Fundamental Accounting Principles
1. The Principle of Accrual
At the heart of accounting lies the principle of accrual, which dictates that financial transactions should be recorded when they occur, regardless of when the cash is exchanged. This principle ensures that revenues and expenses are recognized in the period in which they are earned or incurred, providing a more accurate depiction of a company’s financial performance over time.
2. The Principle of Consistency
Consistency is key in accounting, as it ensures that financial information is presented in a uniform manner from one period to the next. This principle requires that accounting methods, practices, and policies remain consistent over time, enabling users of financial statements to compare information across different periods and make meaningful assessments of a company’s performance and financial position.
3. The Principle of Materiality
Materiality refers to the significance or importance of a financial transaction or event in relation to the overall financial statements. According to this principle, only transactions and events that are material or relevant to users of financial information need to be disclosed. Materiality allows accountants to focus on reporting information that is meaningful and impactful, while omitting immaterial details that may not influence decision-making.

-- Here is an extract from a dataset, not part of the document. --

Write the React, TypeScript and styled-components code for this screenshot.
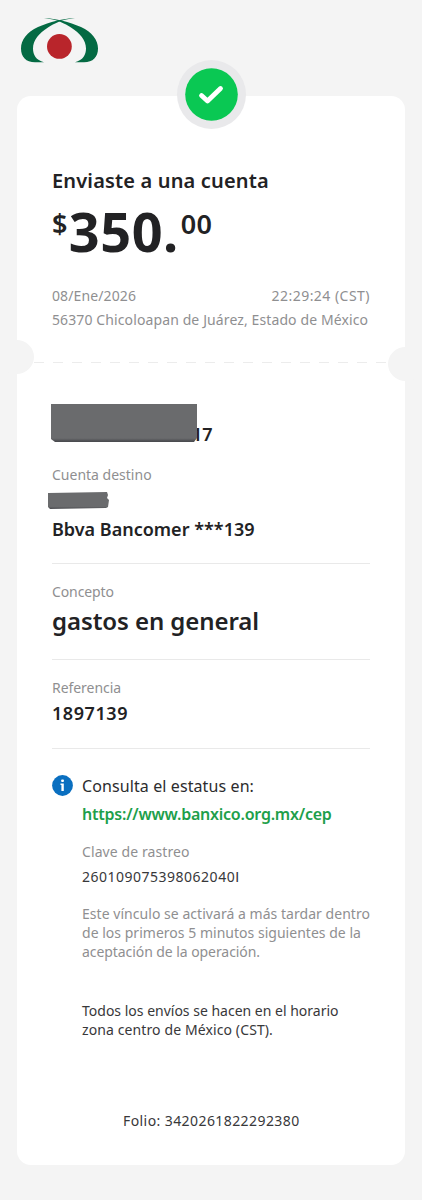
import React from "react";
import styled, { createGlobalStyle } from "styled-components";

const GlobalStyle = createGlobalStyle`
  * { box-sizing: border-box; }
  body {
    margin: 0;
    background: #f4f4f4;
    font-family: "Noto Sans", sans-serif;
    color: #222224;
  }
`;

const Page = styled.main`
  width: 422px;
  height: 1200px;
  padding: 17px 17px 0;
  overflow: hidden;
  background: #f4f4f4;
`;

const Header = styled.header`
  height: 79px;
  padding-left: 3px;
`;

const Card = styled.article`
  position: relative;
  width: 388px;
  height: 1069px;
  background: #fff;
  border-radius: 14px;
`;

const StatusBadge = styled.div`
  position: absolute;
  top: -36px;
  left: 160px;
  width: 69px;
  height: 69px;
  display: flex;
  align-items: center;
  justify-content: center;
  border-radius: 50%;
  background: #e9e9eb;
`;

const Summary = styled.section`
  height: 266px;
  padding: 73px 35px 0;
`;

const Title = styled.h1`
  margin: 0;
  font-size: 20px;
  line-height: 24px;
  font-weight: 600;
  letter-spacing: 0.16px;
  white-space: nowrap;
`;

const Amount = styled.div`
  display: flex;
  height: 60px;
  margin-top: 8px;
`;

const AmountWhole = styled.span`
  margin-left: 1px;
  font-size: 54px;
  line-height: 60px;
  font-weight: 700;
  letter-spacing: 0.5px;
`;

const AmountMinor = styled.sup`
  padding-top: 7px;
  font-size: 27px;
  line-height: 32px;
  font-weight: 600;
  letter-spacing: 0.4px;
  vertical-align: baseline;
`;

const Cents = styled(AmountMinor)`
  margin-left: 2px;
`;

const Text = styled.p<{ $track?: number; $top?: number; $dark?: boolean }>`
  margin: ${(p) => p.$top ?? 0}px 0 0;
  font-size: 14px;
  line-height: 20px;
  letter-spacing: ${(p) => p.$track ?? 0}px;
  color: ${(p) => (p.$dark ? "#38383a" : "#8f8f91")};
  white-space: nowrap;
`;

const PlainLetter = styled.span`
  font-family: Lato, sans-serif;
`;

const DateRow = styled.div`
  display: flex;
  justify-content: space-between;
  margin-top: 25px;
`;

const TearLine = styled.div`
  position: relative;
  height: 1px;
  margin: 0 17px;
  background: repeating-linear-gradient(90deg, #ececec 0 10px, transparent 10px 19px);
`;

const Notch = styled.span<{ $side: "left" | "right" }>`
  position: absolute;
  width: 35px;
  height: 34px;
  border-radius: 50%;
  background: #f4f4f4;
  top: ${(p) => (p.$side === "left" ? -22 : -15)}px;
  ${(p) => p.$side}: -35px;
`;

const Details = styled.section`
  padding: 41px 35px 0;
`;

const Recipient = styled.div`
  display: flex;
  align-items: flex-end;
  height: 38px;
  margin-left: -1px;
`;

const NameMask = styled.span`
  z-index: 1;
  width: 146px;
  height: 38px;
  background: linear-gradient(#6a6b6d 0 90%, #4b4c50 98%);
  clip-path: polygon(0 0, 100% 0, 100% 34px, 143px 100%, 4px 100%, 0 35px);
`;

const AccountMask = styled.div`
  width: 61px;
  height: 17px;
  margin: 7px 0 0 -4px;
  background: linear-gradient(#6a6b6d 0 85%, #4b4c50 100%);
  clip-path: polygon(0 1px, 59px 0, 60px 3px, 59px 6px, 61px 8px, 60px 15px, 58px 16px, 2px 100%, 0 15px);
`;

const Value = styled.p<{ $top?: number; $track?: number; $large?: boolean }>`
  margin: ${(p) => p.$top ?? 0}px 0 0;
  font-size: ${(p) => (p.$large ? 24 : 18)}px;
  line-height: ${(p) => (p.$large ? 32 : 24)}px;
  font-weight: 600;
  letter-spacing: ${(p) => p.$track ?? 0}px;
  white-space: nowrap;
`;

const NameTail = styled(Value)`
  margin-left: -5px;
  margin-bottom: -4px;
`;

const Rule = styled.hr<{ $top?: number }>`
  height: 1px;
  margin: ${(p) => p.$top ?? 22}px 0 18px;
  border: 0;
  background: #e9e9e9;
`;

const Tracking = styled.div`
  display: flex;
  gap: 9px;
  margin-top: 26px;
`;

const InfoIcon = styled.svg`
  flex: none;
  width: 21px;
  height: 21px;
`;

const TrackingBody = styled.div`
  flex: 1;
  min-width: 0;
`;

const Lead = styled.p`
  margin: 0;
  font-size: 16px;
  line-height: 22px;
  letter-spacing: 0.1px;
  color: #2c2c2e;
`;

const Link = styled.a`
  display: block;
  margin-top: 6px;
  font-size: 16px;
  line-height: 22px;
  font-weight: 600;
  letter-spacing: -0.23px;
  color: #1e9f4b;
  text-decoration: none;
  white-space: nowrap;
`;

const Note = styled.div<{ $top: number }>`
  margin-top: ${(p) => p.$top}px;

  ${Text} {
    line-height: 19.2px;
  }
`;

const Folio = styled(Text)`
  margin-top: 72px;
  padding-left: 71px;
`;

function BankLogo() {
  const arm =
    "M55 1C43 1.500 30 5 18 10C7 15 1 23 1 31.500C1 40 6 45.300 15 45.300H24C16 43 13 38 13 31.500C13 23 19 16.500 28 10.500C34 6.500 42 2.500 55 1Z";
  return (
    <svg width="79" height="47" viewBox="0 0 79 47" aria-label="Banorte">
      <g fill="#046a43">
        <path d={arm} />
        <path d={arm} transform="matrix(-1 0 0 1 79 0)" />
      </g>
      <circle cx="39.4" cy="29.4" r="12.4" fill="#b9252b" />
    </svg>
  );
}

export default function App() {
  return (
    <>
      <GlobalStyle />
      <Page>
        <Header>
          <BankLogo />
        </Header>
        <Card>
          <StatusBadge>
            <svg width="53" height="53" viewBox="0 0 53 53">
              <circle cx="26.500" cy="26.500" r="26.300" fill="#0ac853" />
              <path d="M16.500 27.500L22.500 33L35.500 20.500" fill="none" stroke="#fff" strokeWidth="4.800" strokeLinecap="round" strokeLinejoin="round" />
            </svg>
          </StatusBadge>

          <Summary>
            <Title>Enviaste a una cuenta</Title>
            <Amount>
              <AmountMinor>$</AmountMinor>
              <AmountWhole>350.</AmountWhole>
              <Cents>00</Cents>
            </Amount>
            <DateRow>
              <Text $track={0.11}>08/Ene/2026</Text>
              <Text $track={0.47}>22:29:24 (CST)</Text>
            </DateRow>
            <Text $top={4} $track={0.11}>56370 Chicoloapan de Juárez, Estado de México</Text>
          </Summary>

          <TearLine>
            <Notch $side="left" />
            <Notch $side="right" />
          </TearLine>

          <Details>
            <Recipient>
              <NameMask />
              <NameTail>17</NameTail>
            </Recipient>
            <Text $top={23}>Cuenta destino</Text>
            <AccountMask />
            <Value $top={8}>Bbva Bancomer ***139</Value>
            <Rule />
            <Text $track={-0.1}>Concepto</Text>
            <Value $large $top={3} $track={-0.08}>gastos en general</Value>
            <Rule />
            <Text $track={-0.05}>Referencia</Text>
            <Value $top={3} $track={0.56}>1897139</Value>
            <Rule $top={23} />

            <Tracking>
              <InfoIcon viewBox="0 0 21 21">
                <circle cx="10.500" cy="10.500" r="10.400" fill="#0a6fc0" />
                <rect x="9.200" y="4.500" width="2.700" height="2.500" rx="0.800" fill="#fff" />
                <path d="M8.500 8.500H11.800V16H9.400V10H8.500Z" fill="#fff" />
              </InfoIcon>
              <TrackingBody>
                <Lead>Consulta el estatus en:</Lead>
                <Link href="https://www.banxico.org.mx/cep">https://www.banxico.org.mx/cep</Link>
                <Text $top={17} $track={0.09}>Clave de rastreo</Text>
                <Text $top={5} $track={0.5} $dark>
                  260109075398062040<PlainLetter>I</PlainLetter>
                </Text>
                <Note $top={17}>
                  <Text $track={0.04}>Este vínculo se activará a más tardar dentro</Text>
                  <Text $track={0.02}>de los primeros 5 minutos siguientes de la</Text>
                  <Text $track={-0.07}>aceptación de la operación.</Text>
                </Note>
                <Note $top={39.4}>
                  <Text $dark>Todos los envíos se hacen en el horario</Text>
                  <Text $track={0.11} $dark>zona centro de México (CST).</Text>
                </Note>
              </TrackingBody>
            </Tracking>
            <Folio as="footer" $track={0.42} $dark>Folio: 3420261822292380</Folio>
          </Details>
        </Card>
      </Page>
    </>
  );
}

4. The Principle of Conservatism
The principle of conservatism emphasizes prudence and caution in financial reporting, advocating for the recognition of potential losses and liabilities as soon as they become probable, while delaying the recognition of potential gains until they are realized. By adopting a conservative approach to financial reporting, companies aim to provide a more conservative estimate of their financial position, thereby reducing the risk of overstating assets or understating liabilities.
5. The Principle of Objectivity
Objectivity is a fundamental principle that underpins the integrity and reliability of financial reporting. This principle requires that financial information be based on verifiable evidence and free from bias or personal judgment. By maintaining objectivity in accounting practices, accountants can ensure that financial statements accurately reflect the true economic substance of transactions and events, rather than being influenced by subjective interpretations or opinions.
Conclusion
Accounting principles play a crucial role in shaping the way financial information is recorded, analyzed, and reported, providing a framework for transparency, consistency, and reliability in financial reporting. By adhering to these principles, businesses can maintain the trust and confidence of investors, creditors, and other stakeholders, while making informed decisions based on accurate and meaningful financial information.
Understanding and applying these fundamental accounting principles is essential for anyone involved in the world of finance, from accounting professionals to business owners and investors alike.